▶ _Goal_
Look through the listing and locate every line containing the word "index"; copy those lines.
++++++++
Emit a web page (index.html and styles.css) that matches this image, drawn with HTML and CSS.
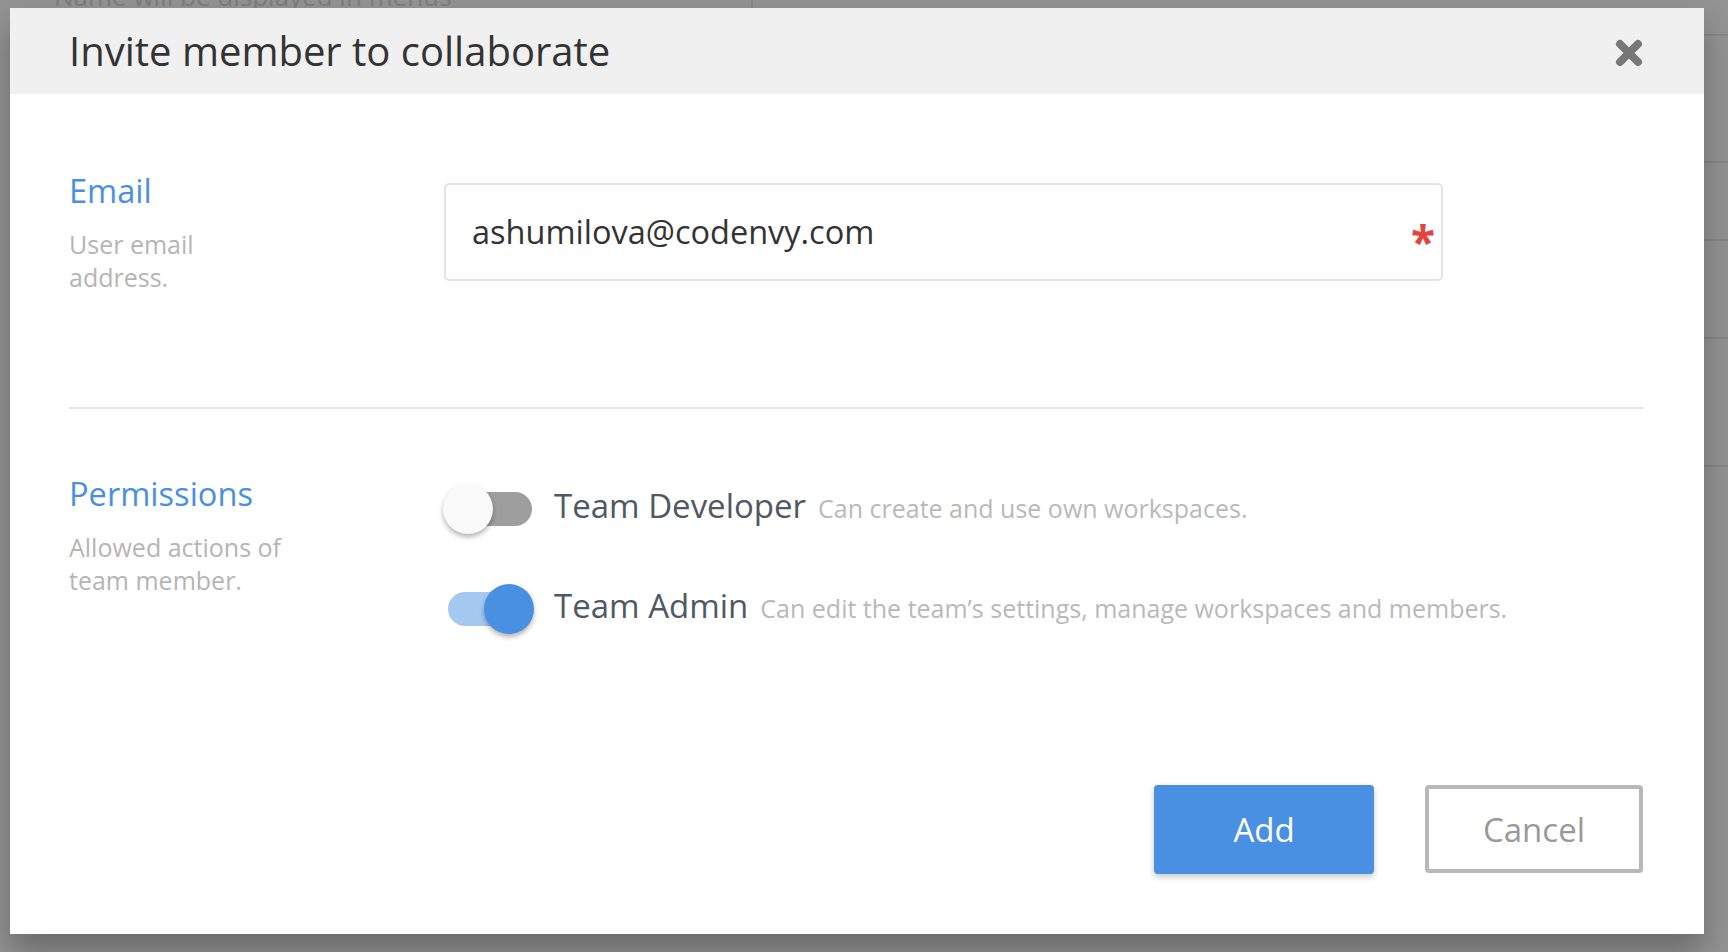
FILE: index.html
```html
<!DOCTYPE html>
<html lang="en">
<head>
<meta charset="utf-8">
<title>Invite member to collaborate</title>
<link rel="stylesheet" href="styles.css">
</head>
<body>
<div class="page">
  <div class="page-main">
    <div class="page-col page-col-left"><span class="page-hint">Name will be displayed in menus</span></div>
    <div class="page-col page-col-right"></div>
  </div>
  <div class="page-side">
    <div class="side-row h35"></div>
    <div class="side-row h127"></div>
    <div class="side-row h78"></div>
    <div class="side-row h98"></div>
    <div class="side-row h128"></div>
  </div>
</div>

<div class="modal">
  <div class="modal-header">
    <h1 class="modal-title">Invite member to collaborate</h1>
    <button class="close-btn" aria-label="Close">
      <svg width="28" height="28" viewBox="0 0 28 28"><path d="M5 5 L23 23 M23 5 L5 23" stroke="#777" stroke-width="8" stroke-linecap="round" fill="none"/></svg>
    </button>
  </div>
  <div class="modal-body">
    <div class="section section-email">
      <div class="section-label">
        <div class="label-title">Email</div>
        <div class="label-desc">User email address.</div>
      </div>
      <div class="section-control control-email">
        <div class="input-wrap">
          <div class="input">ashumilova@codenvy.com</div>
          <span class="required">*</span>
        </div>
      </div>
    </div>
    <div class="divider"></div>
    <div class="section section-perm">
      <div class="section-label">
        <div class="label-title">Permissions</div>
        <div class="label-desc">Allowed actions of team member.</div>
      </div>
      <div class="section-control control-perm">
        <div class="perm-row">
          <div class="toggle"><span class="track"></span><span class="knob"></span></div>
          <div class="perm-text"><span class="perm-name">Team Developer</span><span class="perm-desc">Can create and use own workspaces.</span></div>
        </div>
        <div class="perm-row">
          <div class="toggle on"><span class="track"></span><span class="knob"></span></div>
          <div class="perm-text"><span class="perm-name">Team Admin</span><span class="perm-desc">Can edit the team’s settings, manage workspaces and members.</span></div>
        </div>
      </div>
    </div>
  </div>
  <div class="modal-footer">
    <button class="btn btn-primary">Add</button>
    <button class="btn btn-secondary">Cancel</button>
  </div>
</div>
</body>
</html>
```

FILE: styles.css
```css
* { box-sizing: border-box; }
html, body { margin: 0; padding: 0; }
body {
  width: 1728px;
  height: 952px;
  overflow: hidden;
  background: #939393;
  font-family: "Open Sans", "Noto Sans", sans-serif;
  position: relative;
}

/* faint page behind the overlay */
.page { display: flex; height: 952px; }
.page-main { flex: 1; display: flex; }
.page-col-left { width: 753px; border-right: 2px solid #878787; height: 40px; padding-left: 54px; overflow: hidden; }
.page-hint { display: block; font-size: 26px; line-height: 26px; margin-top: -17px; color: #7d7d7d; }
.page-side { width: 140px; display: flex; flex-direction: column; }
.side-row { border-bottom: 2px solid #878787; }
.h35 { height: 36px; }
.h127 { height: 127px; }
.h78 { height: 78px; }
.h98 { height: 98px; }
.h128 { height: 128px; }

/* modal */
.modal {
  position: absolute;
  left: 10px;
  top: 8px;
  width: 1694px;
  height: 926px;
  background: #fff;
  display: flex;
  flex-direction: column;
  box-shadow: 0 18px 30px rgba(0, 0, 0, 0.28);
}
.modal-header {
  height: 86px;
  flex: none;
  background: #f0f0f0;
  display: flex;
  align-items: center;
  justify-content: space-between;
  padding: 0 61px 0 59px;
}
.modal-title {
  margin: 0;
  font-size: 40px;
  font-weight: 400;
  color: #333;
  line-height: 54px;
}
.close-btn {
  border: 0;
  background: none;
  padding: 0;
  width: 28px;
  height: 28px;
  margin-top: 4px;
  display: block;
}
.close-btn svg { display: block; }

.modal-body { padding: 77px 60px 0 59px; }

.section { display: flex; }
.section-email { height: 236px; }
.section-perm { padding-top: 65px; }
.section-label { width: 375px; flex: none; }
.label-title { font-size: 32.6px; line-height: 40px; color: #4a90e2; }
.label-desc { margin-top: 17px; font-size: 25px; line-height: 33px; color: #b5b5b5; max-width: 222px; }
.section-control { flex: 1; }

.control-email { padding-top: 12px; }
.input-wrap { position: relative; width: 999px; }
.input {
  height: 98px;
  border: 2px solid #e3e3e3;
  border-radius: 5px;
  padding: 0 26px;
  display: flex;
  align-items: center;
  font-size: 32.5px;
  line-height: 40px;
  color: #333;
}
.required {
  position: absolute;
  right: 8px;
  top: 36px;
  font-size: 44px;
  line-height: 44px;
  font-weight: 700;
  color: #e2433a;
}

.divider { height: 2px; background: #e6e6e6; }

.control-perm { padding-top: 10px; display: flex; flex-direction: column; gap: 50px; }
.perm-row { display: flex; align-items: center; height: 50px; }
.toggle { position: relative; width: 91px; height: 50px; flex: none; margin-left: -1px; }
.track {
  position: absolute;
  left: 5px;
  top: 8px;
  width: 84px;
  height: 34px;
  border-radius: 17px;
  background: #9e9e9e;
}
.knob {
  position: absolute;
  left: 0;
  top: 0;
  width: 50px;
  height: 50px;
  border-radius: 50%;
  background: #fafafa;
  box-shadow: 0 3px 5px rgba(0, 0, 0, 0.3);
}
.toggle.on .track { background: #a5c8f1; }
.toggle.on .knob { left: 41px; background: #4a90e2; }

.perm-text { display: flex; align-items: baseline; gap: 12px; margin-left: 20px; margin-bottom: 6px; }
.perm-name { font-size: 33px; line-height: 50px; color: #4f5964; }
.perm-desc { font-size: 25px; color: #b9b9b9; }

.modal-footer {
  margin-top: auto;
  display: flex;
  justify-content: flex-end;
  gap: 51px;
  padding: 0 61px 60px 0;
}
.btn {
  font-family: "Open Sans", "Noto Sans", sans-serif;
  font-size: 33px;
  border-radius: 4px;
  height: 89px;
  cursor: pointer;
}
.btn-primary {
  width: 220px;
  background: #4a90e2;
  color: #fff;
  border: 0;
  box-shadow: 0 3px 6px rgba(0, 0, 0, 0.22);
}
.btn-secondary {
  width: 218px;
  height: 88px;
  background: #fff;
  color: #999;
  border: 4px solid #b8b8b8;
}
```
++++++++
▶ _Response to this exercise_
Emit a web page (index.html and styles.css) that matches this image, drawn with HTML and CSS.
FILE: index.html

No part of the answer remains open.